Every line of the material is to be repeated exactly as it stands.

* **Supplied information**:
/---
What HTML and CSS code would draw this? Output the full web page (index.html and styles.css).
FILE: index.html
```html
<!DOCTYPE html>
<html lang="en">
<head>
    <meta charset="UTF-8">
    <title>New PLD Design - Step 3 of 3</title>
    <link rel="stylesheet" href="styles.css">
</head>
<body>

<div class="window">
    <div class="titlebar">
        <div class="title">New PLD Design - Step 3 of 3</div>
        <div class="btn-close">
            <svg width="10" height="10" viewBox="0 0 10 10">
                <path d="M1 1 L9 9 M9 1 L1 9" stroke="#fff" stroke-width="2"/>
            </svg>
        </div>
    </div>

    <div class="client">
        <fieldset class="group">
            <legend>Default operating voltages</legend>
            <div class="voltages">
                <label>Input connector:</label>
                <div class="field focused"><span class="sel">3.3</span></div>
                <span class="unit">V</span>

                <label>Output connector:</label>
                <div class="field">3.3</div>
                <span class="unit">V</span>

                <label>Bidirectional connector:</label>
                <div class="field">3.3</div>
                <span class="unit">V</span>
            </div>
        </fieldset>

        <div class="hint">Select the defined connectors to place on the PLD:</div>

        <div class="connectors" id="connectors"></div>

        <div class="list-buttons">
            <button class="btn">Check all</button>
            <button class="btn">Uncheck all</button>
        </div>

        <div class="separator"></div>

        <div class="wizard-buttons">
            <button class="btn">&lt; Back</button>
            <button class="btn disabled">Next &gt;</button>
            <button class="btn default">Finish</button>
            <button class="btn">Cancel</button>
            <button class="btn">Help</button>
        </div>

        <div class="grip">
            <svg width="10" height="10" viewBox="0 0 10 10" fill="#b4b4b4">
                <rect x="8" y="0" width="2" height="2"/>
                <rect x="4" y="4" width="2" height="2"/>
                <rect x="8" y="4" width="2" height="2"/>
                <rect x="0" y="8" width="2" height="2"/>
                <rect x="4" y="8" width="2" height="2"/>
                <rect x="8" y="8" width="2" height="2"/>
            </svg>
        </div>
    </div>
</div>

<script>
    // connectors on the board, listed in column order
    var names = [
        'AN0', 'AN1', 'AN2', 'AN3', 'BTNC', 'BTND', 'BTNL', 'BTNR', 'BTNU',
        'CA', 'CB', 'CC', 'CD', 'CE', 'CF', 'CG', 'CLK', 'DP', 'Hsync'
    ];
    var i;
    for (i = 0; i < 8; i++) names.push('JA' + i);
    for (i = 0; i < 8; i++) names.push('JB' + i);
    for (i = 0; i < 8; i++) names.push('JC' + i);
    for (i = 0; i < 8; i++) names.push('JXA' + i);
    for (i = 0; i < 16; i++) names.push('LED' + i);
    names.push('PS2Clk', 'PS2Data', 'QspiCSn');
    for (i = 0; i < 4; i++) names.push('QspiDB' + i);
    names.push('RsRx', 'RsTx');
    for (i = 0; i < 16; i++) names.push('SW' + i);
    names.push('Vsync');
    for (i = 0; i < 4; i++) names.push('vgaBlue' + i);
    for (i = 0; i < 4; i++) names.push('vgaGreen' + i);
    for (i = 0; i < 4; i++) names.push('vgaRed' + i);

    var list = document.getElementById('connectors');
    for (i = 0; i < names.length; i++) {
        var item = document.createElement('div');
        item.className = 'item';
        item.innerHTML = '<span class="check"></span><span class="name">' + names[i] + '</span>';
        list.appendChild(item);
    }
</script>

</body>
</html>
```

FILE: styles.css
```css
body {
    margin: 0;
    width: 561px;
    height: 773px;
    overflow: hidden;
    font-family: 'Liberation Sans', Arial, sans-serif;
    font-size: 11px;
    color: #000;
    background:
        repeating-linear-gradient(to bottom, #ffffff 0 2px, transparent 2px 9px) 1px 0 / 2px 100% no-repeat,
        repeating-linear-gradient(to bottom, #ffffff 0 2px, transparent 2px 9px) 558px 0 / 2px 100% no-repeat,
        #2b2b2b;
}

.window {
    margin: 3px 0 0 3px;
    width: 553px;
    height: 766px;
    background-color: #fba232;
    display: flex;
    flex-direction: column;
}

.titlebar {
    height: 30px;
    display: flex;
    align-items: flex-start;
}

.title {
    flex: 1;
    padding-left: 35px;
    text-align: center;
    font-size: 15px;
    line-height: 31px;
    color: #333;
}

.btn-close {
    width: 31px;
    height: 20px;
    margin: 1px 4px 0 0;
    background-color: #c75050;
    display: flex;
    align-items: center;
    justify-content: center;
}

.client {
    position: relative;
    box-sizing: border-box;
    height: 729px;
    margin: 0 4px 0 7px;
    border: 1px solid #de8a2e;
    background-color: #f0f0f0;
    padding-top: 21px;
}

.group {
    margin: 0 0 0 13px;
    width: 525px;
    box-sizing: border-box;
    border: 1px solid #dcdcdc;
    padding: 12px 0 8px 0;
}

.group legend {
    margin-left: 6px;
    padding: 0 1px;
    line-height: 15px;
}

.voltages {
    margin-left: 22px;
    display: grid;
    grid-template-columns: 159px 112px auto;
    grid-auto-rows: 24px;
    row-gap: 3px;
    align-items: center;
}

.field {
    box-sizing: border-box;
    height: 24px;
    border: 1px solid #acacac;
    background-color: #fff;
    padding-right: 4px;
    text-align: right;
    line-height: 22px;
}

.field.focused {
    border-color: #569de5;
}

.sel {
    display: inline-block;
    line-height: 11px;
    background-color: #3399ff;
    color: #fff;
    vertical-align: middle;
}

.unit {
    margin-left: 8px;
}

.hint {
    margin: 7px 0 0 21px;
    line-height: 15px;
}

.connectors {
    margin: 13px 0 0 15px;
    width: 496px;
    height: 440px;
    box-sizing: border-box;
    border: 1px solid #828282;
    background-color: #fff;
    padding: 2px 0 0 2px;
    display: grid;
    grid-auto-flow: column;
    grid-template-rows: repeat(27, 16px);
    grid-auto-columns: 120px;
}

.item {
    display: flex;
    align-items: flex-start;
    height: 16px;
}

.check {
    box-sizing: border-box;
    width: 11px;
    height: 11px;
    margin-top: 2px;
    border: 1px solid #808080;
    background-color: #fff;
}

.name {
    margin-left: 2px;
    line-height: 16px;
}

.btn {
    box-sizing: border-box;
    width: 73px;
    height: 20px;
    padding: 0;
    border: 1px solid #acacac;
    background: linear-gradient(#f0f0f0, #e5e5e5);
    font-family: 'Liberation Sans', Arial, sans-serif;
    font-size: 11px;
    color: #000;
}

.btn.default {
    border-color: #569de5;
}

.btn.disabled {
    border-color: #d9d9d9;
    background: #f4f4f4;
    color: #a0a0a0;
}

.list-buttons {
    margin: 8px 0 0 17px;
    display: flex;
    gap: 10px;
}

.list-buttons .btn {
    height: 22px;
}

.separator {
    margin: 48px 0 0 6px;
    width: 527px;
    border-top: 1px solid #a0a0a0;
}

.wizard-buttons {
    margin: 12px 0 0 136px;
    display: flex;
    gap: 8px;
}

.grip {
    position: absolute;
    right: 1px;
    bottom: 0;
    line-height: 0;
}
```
\---
* **The solution**:
What HTML and CSS code would draw this? Output the full web page (index.html and styles.css).
FILE: index.html
```html
<!DOCTYPE html>
<html lang="en">
<head>
    <meta charset="UTF-8">
    <title>New PLD Design - Step 3 of 3</title>
    <link rel="stylesheet" href="styles.css">
</head>
<body>

<div class="window">
    <div class="titlebar">
        <div class="title">New PLD Design - Step 3 of 3</div>
        <div class="btn-close">
            <svg width="10" height="10" viewBox="0 0 10 10">
                <path d="M1 1 L9 9 M9 1 L1 9" stroke="#fff" stroke-width="2"/>
            </svg>
        </div>
    </div>

    <div class="client">
        <fieldset class="group">
            <legend>Default operating voltages</legend>
            <div class="voltages">
                <label>Input connector:</label>
                <div class="field focused"><span class="sel">3.3</span></div>
                <span class="unit">V</span>

                <label>Output connector:</label>
                <div class="field">3.3</div>
                <span class="unit">V</span>

                <label>Bidirectional connector:</label>
                <div class="field">3.3</div>
                <span class="unit">V</span>
            </div>
        </fieldset>

        <div class="hint">Select the defined connectors to place on the PLD:</div>

        <div class="connectors" id="connectors"></div>

        <div class="list-buttons">
            <button class="btn">Check all</button>
            <button class="btn">Uncheck all</button>
        </div>

        <div class="separator"></div>

        <div class="wizard-buttons">
            <button class="btn">&lt; Back</button>
            <button class="btn disabled">Next &gt;</button>
            <button class="btn default">Finish</button>
            <button class="btn">Cancel</button>
            <button class="btn">Help</button>
        </div>

        <div class="grip">
            <svg width="10" height="10" viewBox="0 0 10 10" fill="#b4b4b4">
                <rect x="8" y="0" width="2" height="2"/>
                <rect x="4" y="4" width="2" height="2"/>
                <rect x="8" y="4" width="2" height="2"/>
                <rect x="0" y="8" width="2" height="2"/>
                <rect x="4" y="8" width="2" height="2"/>
                <rect x="8" y="8" width="2" height="2"/>
            </svg>
        </div>
    </div>
</div>

<script>
    // connectors on the board, listed in column order
    var names = [
        'AN0', 'AN1', 'AN2', 'AN3', 'BTNC', 'BTND', 'BTNL', 'BTNR', 'BTNU',
        'CA', 'CB', 'CC', 'CD', 'CE', 'CF', 'CG', 'CLK', 'DP', 'Hsync'
    ];
    var i;
    for (i = 0; i < 8; i++) names.push('JA' + i);
    for (i = 0; i < 8; i++) names.push('JB' + i);
    for (i = 0; i < 8; i++) names.push('JC' + i);
    for (i = 0; i < 8; i++) names.push('JXA' + i);
    for (i = 0; i < 16; i++) names.push('LED' + i);
    names.push('PS2Clk', 'PS2Data', 'QspiCSn');
    for (i = 0; i < 4; i++) names.push('QspiDB' + i);
    names.push('RsRx', 'RsTx');
    for (i = 0; i < 16; i++) names.push('SW' + i);
    names.push('Vsync');
    for (i = 0; i < 4; i++) names.push('vgaBlue' + i);
    for (i = 0; i < 4; i++) names.push('vgaGreen' + i);
    for (i = 0; i < 4; i++) names.push('vgaRed' + i);

    var list = document.getElementById('connectors');
    for (i = 0; i < names.length; i++) {
        var item = document.createElement('div');
        item.className = 'item';
        item.innerHTML = '<span class="check"></span><span class="name">' + names[i] + '</span>';
        list.appendChild(item);
    }
</script>

</body>
</html>
```

FILE: styles.css
```css
body {
    margin: 0;
    width: 561px;
    height: 773px;
    overflow: hidden;
    font-family: 'Liberation Sans', Arial, sans-serif;
    font-size: 11px;
    color: #000;
    background:
        repeating-linear-gradient(to bottom, #ffffff 0 2px, transparent 2px 9px) 1px 0 / 2px 100% no-repeat,
        repeating-linear-gradient(to bottom, #ffffff 0 2px, transparent 2px 9px) 558px 0 / 2px 100% no-repeat,
        #2b2b2b;
}

.window {
    margin: 3px 0 0 3px;
    width: 553px;
    height: 766px;
    background-color: #fba232;
    display: flex;
    flex-direction: column;
}

.titlebar {
    height: 30px;
    display: flex;
    align-items: flex-start;
}

.title {
    flex: 1;
    padding-left: 35px;
    text-align: center;
    font-size: 15px;
    line-height: 31px;
    color: #333;
}

.btn-close {
    width: 31px;
    height: 20px;
    margin: 1px 4px 0 0;
    background-color: #c75050;
    display: flex;
    align-items: center;
    justify-content: center;
}

.client {
    position: relative;
    box-sizing: border-box;
    height: 729px;
    margin: 0 4px 0 7px;
    border: 1px solid #de8a2e;
    background-color: #f0f0f0;
    padding-top: 21px;
}

.group {
    margin: 0 0 0 13px;
    width: 525px;
    box-sizing: border-box;
    border: 1px solid #dcdcdc;
    padding: 12px 0 8px 0;
}

.group legend {
    margin-left: 6px;
    padding: 0 1px;
    line-height: 15px;
}

.voltages {
    margin-left: 22px;
    display: grid;
    grid-template-columns: 159px 112px auto;
    grid-auto-rows: 24px;
    row-gap: 3px;
    align-items: center;
}

.field {
    box-sizing: border-box;
    height: 24px;
    border: 1px solid #acacac;
    background-color: #fff;
    padding-right: 4px;
    text-align: right;
    line-height: 22px;
}

.field.focused {
    border-color: #569de5;
}

.sel {
    display: inline-block;
    line-height: 11px;
    background-color: #3399ff;
    color: #fff;
    vertical-align: middle;
}

.unit {
    margin-left: 8px;
}

.hint {
    margin: 7px 0 0 21px;
    line-height: 15px;
}

.connectors {
    margin: 13px 0 0 15px;
    width: 496px;
    height: 440px;
    box-sizing: border-box;
    border: 1px solid #828282;
    background-color: #fff;
    padding: 2px 0 0 2px;
    display: grid;
    grid-auto-flow: column;
    grid-template-rows: repeat(27, 16px);
    grid-auto-columns: 120px;
}

.item {
    display: flex;
    align-items: flex-start;
    height: 16px;
}

.check {
    box-sizing: border-box;
    width: 11px;
    height: 11px;
    margin-top: 2px;
    border: 1px solid #808080;
    background-color: #fff;
}

.name {
    margin-left: 2px;
    line-height: 16px;
}

.btn {
    box-sizing: border-box;
    width: 73px;
    height: 20px;
    padding: 0;
    border: 1px solid #acacac;
    background: linear-gradient(#f0f0f0, #e5e5e5);
    font-family: 'Liberation Sans', Arial, sans-serif;
    font-size: 11px;
    color: #000;
}

.btn.default {
    border-color: #569de5;
}

.btn.disabled {
    border-color: #d9d9d9;
    background: #f4f4f4;
    color: #a0a0a0;
}

.list-buttons {
    margin: 8px 0 0 17px;
    display: flex;
    gap: 10px;
}

.list-buttons .btn {
    height: 22px;
}

.separator {
    margin: 48px 0 0 6px;
    width: 527px;
    border-top: 1px solid #a0a0a0;
}

.wizard-buttons {
    margin: 12px 0 0 136px;
    display: flex;
    gap: 8px;
}

.grip {
    position: absolute;
    right: 1px;
    bottom: 0;
    line-height: 0;
}
```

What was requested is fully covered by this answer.